L’associazione dei consumatori francese UFC-Que Choisir ha vinto una causa contro Valve iniziata nel 2015 e che riguarda alcuni termini dell’accordo di licenza di Steam, il negozio digitale dell’azienda destinato alla vendita di videogiochi e software per PC. La battaglia legale ha interessato in particolare una clausola del contratto che stabilisce che gli utenti con l’acquisto non diventano proprietari dei prodotti in vendita sullo store ma sottoscrivono un “abbonamento” a tempo indeterminato per il loro utilizzo, e per questo non possono rivenderli a terzi.
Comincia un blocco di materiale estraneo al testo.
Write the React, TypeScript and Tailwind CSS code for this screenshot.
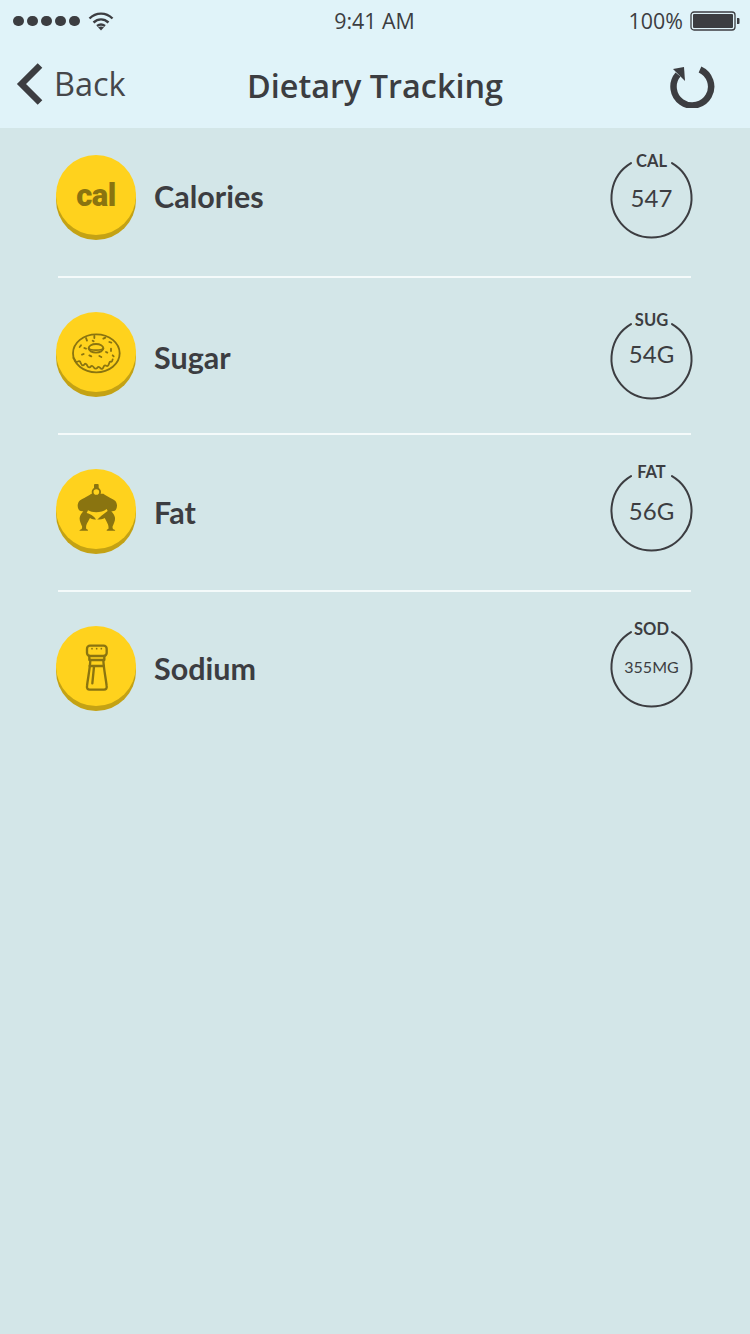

Il tribunale di Parigi ha rigettato con una sentenza di primo grado la posizione dell’azienda, sancendo che gli utenti hanno diritto a rivendere i prodotti digitali acquistati esattamente come avviene con le copie fisiche degli stessi. La corte ha inoltre stabilito che Valve ha l’obbligo di rimborsare l’importo dei fondi presenti nel Portafoglio di Steam all’utente che decide di chiudere o riceve il ban proprio account. Allo stesso modo, l’azienda deve di risarcire i clienti danneggiati dai software venduti sulla piattaforma, anche qualora si tratti di prodotti in versione beta o in accesso anticipato.
La sentenza si rifà a una analoga del 2012 della Corte di giustizia dell’Unione europea, la quale stabiliva che “il diritto esclusivo di distribuzione di una copia di un programma per computer protetto da licenza si esaurisce con la prima vendita”. Questo significa che potremmo vedere in futuro processi dagli esiti simili nei paesi dell’Unione europea, e potrebbero interessare anche altre piattaforme di vendita di contenuti digitale. UFC-Que Choisir ha già dichiarato di voler estendere la sua battaglia per i diritti dei consumatori in questo senso.
Per quanto si tratti senza dubbio di un precedente importante, bisogna comunque tenere in considerazione alcuni risvolti della vicenda. Il primo è che Valve ha già annunciato che ricorrerà in appello contro la decisione del tribunale e ci vorranno altri anni prima di arrivare a una seconda pronuncia. In secondo luogo, la sentenza ha solo stabilito che esiste un diritto dei consumatori al quale non può essere imposto di rinunciare, come invece accade ora sottoscrivendo i termini di Steam. Il modo in cui però questo diritto possa essere fatto valere rimane ancora un concetto astratto, e del tutto irrealizzabile senza che Steam si attivi in concreto per permettere ai suoi utenti di trasferire la proprietà dei giochi acquistati.
Come è accaduto quindi con la sentenza del 2012, che si limitava a stabilire che non è vietato rivendere un software digitale “usato”, anche stavolta senza un intervento decisivo del legislatore il diritto dei consumatori potrebbe continuare a rimanere lettera morta.